Un hombre muy sabio me dijo una vez: “un escritor que se precie no escribe sus artículos en primera persona, es un recurso fácil, barato y con muy poca clase”. Hoy, mientras escribo estas palabras un domingo de estos sin resaca que pesan demasiado sobre los hombros, yo le digo a ese hombre, “que te den”. Estoy cansado de tanto escepticismo, estoy tan cansado de tanto escepticismo que hoy, con “Maps to the stars”, “Ex-machina” o “Puro vicio” en cartelera, yo me he metido a ver “El libro de la vida”.
¡Pero no corráis todavía! No importa que no la hayáis visto, lo que sí importa es lo que significa para vosotros la muerte. Sí, porque el libro de la vida trata básicamente de eso, de la muerte. Resulta que existe una leyenda en Méjico que habla de la existencia de tres mundos: el de los vivos, el de los recordados, y el de los olvidados. Y al contrario que nosotros, el nuestro está en nivel más alto, y en el cielo solo hay nubes. Ellos lo tienen muy claro: el vivo al bollo y el muerto al hoyo.
Pero lo más excitante de todo es su visión de cada mundo. El de los recordados es el más colorido de todos, más que el de los vivos. Sí, para ellos, al morir acabas en un lugar la leche de divertido, de colores más vivos, de buffets libres y de carrozas que nunca paran de pasar. La única norma que necesitas para ser admitido es una: ser recordado. Y lamentablemente, los que no tienen esa suerte acaban en el mundo de los olvidados, un lugar gris, repleto de ceniza. Un verdadero infierno.
Es inspirador, es una forma de ver la vida envidiable. Lo que hacemos en vida tiene repercusión en los demás, y nuestra eternidad será ideal siempre y cuando estemos en la cabeza de alguien porque, si alguien nos recuerda, estaremos ahí, tan vivos como antes de morir. Por eso el día de los muertos es un motivo de alegría, porque es el día en el que ambos mundos acaban con el delgado límite que los separan.

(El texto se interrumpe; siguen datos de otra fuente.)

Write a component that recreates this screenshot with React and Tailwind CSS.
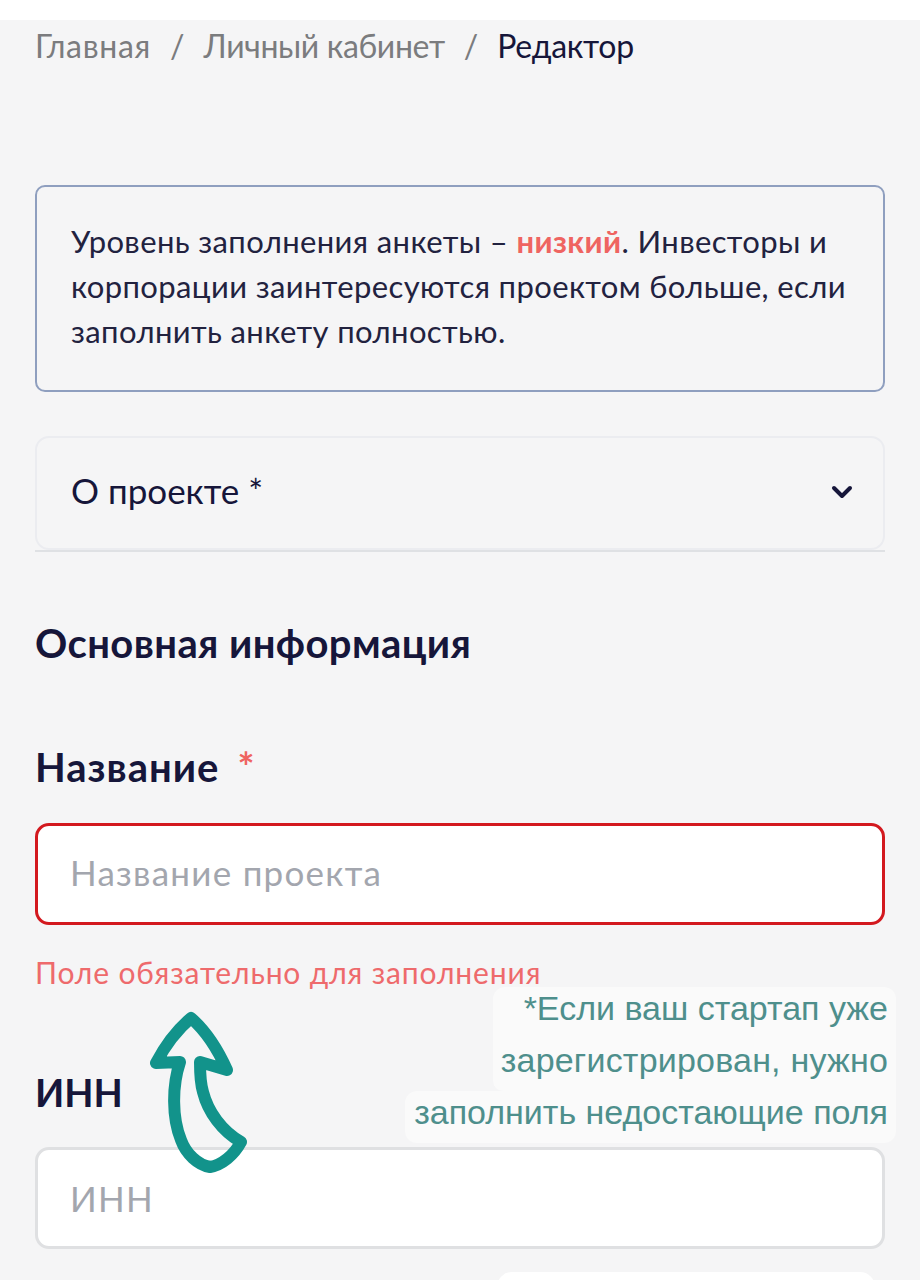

Somos una generación absurda. Permitidme decir incluso que somos una generación de mierda. Bailamos “La Pulquería” como si comprendiésemos qué significa lo que bailamos, nos tatuamos una calavera mexicana sin saber que se llama Catrina, la diosa de los recordados. Nos bebemos el tequila con sal y limón y nos creemos los reyes del mundo. Pero somos unos ignorantes, unos imbéciles que nunca terminan de aceptar que, al final, todos acabaremos bajo tierra, recordados u olvidados.
Indagando un poco, pregunté a varias personas si tenían miedo a la muerte. Una amiga me preguntó recientemente si creía en los espíritus, y no creo. Pero sí que creo en lo que El libro de la vida nos dice, en que los fantasmas son proyecciones reales de nuestro sentimiento real de una falta real. Por eso el mundo de los muertos que nosotros mismos hemos creado, cobra a veces vida propia.
Otra amiga me dijo que tenía mucho miedo a la muerte. A mí me pasa lo mismo, un terror indescriptible a cerrar los ojos por última vez. Y este es un sentimiento que llevo arrastrando desde muy pequeño, pero cuando veo el mundo de los eternos en El libro de la vida, y sonrío, me doy cuenta de que mis terrores más racionales (tener miedo a la muerte es uno de los pocos miedos realmente racionales que podemos tener) se pueden abrazar, alcanzando así una armonía y una paz que, por poco tiempo, me permite celebrar que la vida sin un fin, no es vida ni es nada.
Independientemente del delirio visual que supone El libro de la vida, esta es una película necesaria. No por lo que nos dice, ni siquiera por cómo lo dice (Tim Burton ya se zambulló de lleno con su obra maestra “La novia cadáver”). Lo es porque está claramente enfocada a los niños, y familiarizar a un niño con la muerte es algo complicado. Pues yo he visto como, en una sala donde habían unas cuarenta familias con muchos niños (y luego yo, sólo, pero sólo sólo, rezando para que nadie me reconociese), se hacía un silencio absoluto. Todo el mundo estaba absorto, estaba pensando.
Añadamos a la ecuación una historia de amor tan clásica que casi empalaga, y tenemos el anticristo del escéptico. Día tras día, mes tras mes y año tras año sigo fingiendo y fingiendo que he crecido, que soy adulto (algunas personas se lo creen, otras no tanto). Pero al final solo estoy actuando y, por eso, a veces necesito ir a una sala de cine a vomitar algo de esa asquerosa experiencia que es madurar y matar al niño que fuiste, sólo, Con una gorra y unas gafas de sol. Un consejo, si vais a hacer lo mismo, no ofrezcáis palomitas a los niños, por lo que sea a los padres no les sienta demasiado bien.